### [YOUR INSTRUCTIONS]
Only lines with the word "React" are needed; collect each of them from the listing below.

Pages as source code:
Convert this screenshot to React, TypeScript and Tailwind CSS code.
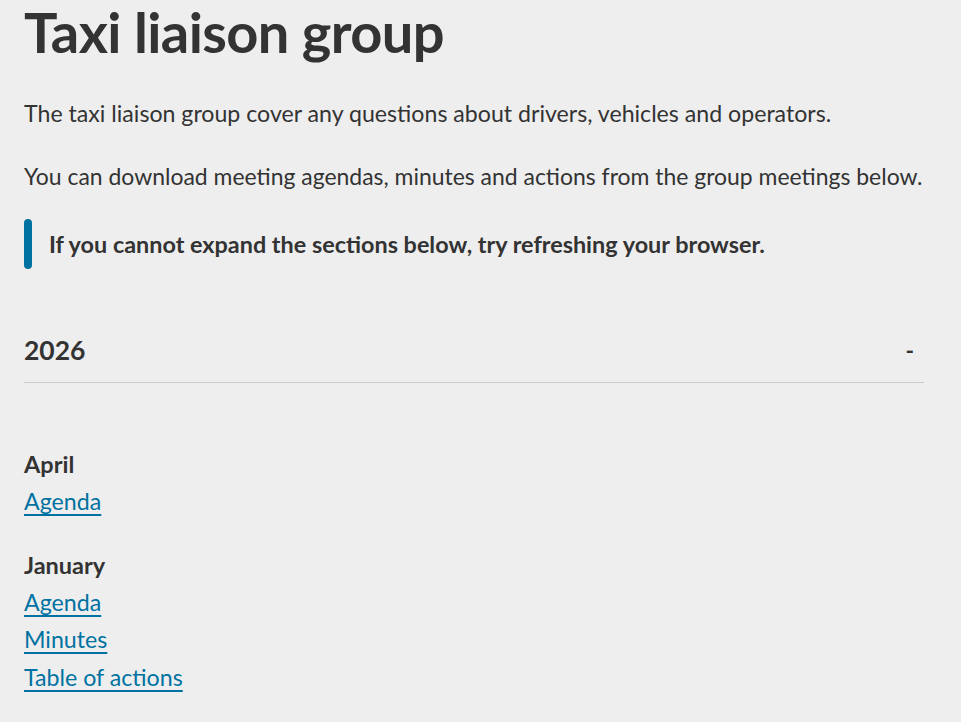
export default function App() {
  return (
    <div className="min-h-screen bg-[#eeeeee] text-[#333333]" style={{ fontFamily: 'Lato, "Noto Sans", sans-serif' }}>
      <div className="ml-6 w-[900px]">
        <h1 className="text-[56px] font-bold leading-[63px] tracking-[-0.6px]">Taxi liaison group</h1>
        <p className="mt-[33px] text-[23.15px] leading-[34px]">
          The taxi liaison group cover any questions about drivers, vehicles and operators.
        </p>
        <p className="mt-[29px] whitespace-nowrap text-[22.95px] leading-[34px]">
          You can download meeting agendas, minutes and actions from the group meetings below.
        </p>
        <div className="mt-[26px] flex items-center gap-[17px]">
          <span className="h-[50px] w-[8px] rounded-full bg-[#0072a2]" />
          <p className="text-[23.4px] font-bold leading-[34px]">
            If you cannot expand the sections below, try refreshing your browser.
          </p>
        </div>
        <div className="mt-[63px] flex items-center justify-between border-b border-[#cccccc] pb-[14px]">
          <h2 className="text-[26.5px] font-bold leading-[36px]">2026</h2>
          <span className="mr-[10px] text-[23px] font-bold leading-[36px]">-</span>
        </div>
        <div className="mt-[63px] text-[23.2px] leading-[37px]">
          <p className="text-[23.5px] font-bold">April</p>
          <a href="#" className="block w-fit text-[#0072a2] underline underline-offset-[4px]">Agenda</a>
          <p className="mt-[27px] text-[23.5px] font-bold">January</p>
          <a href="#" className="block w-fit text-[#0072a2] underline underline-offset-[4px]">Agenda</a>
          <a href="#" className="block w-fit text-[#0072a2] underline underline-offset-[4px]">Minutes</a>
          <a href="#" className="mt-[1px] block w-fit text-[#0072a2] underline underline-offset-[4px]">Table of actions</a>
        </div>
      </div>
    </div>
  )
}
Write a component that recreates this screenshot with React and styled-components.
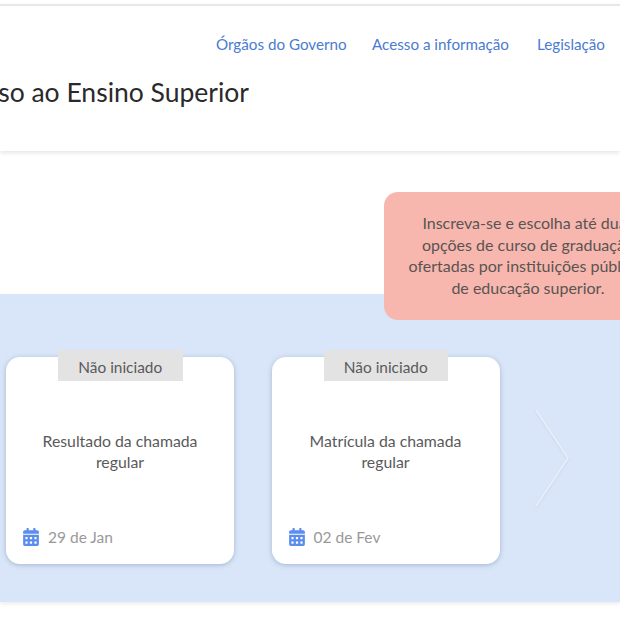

### [SOLUTION FOR THIS EXERCISE]
Convert this screenshot to React, TypeScript and Tailwind CSS code.
Write a component that recreates this screenshot with React and styled-components.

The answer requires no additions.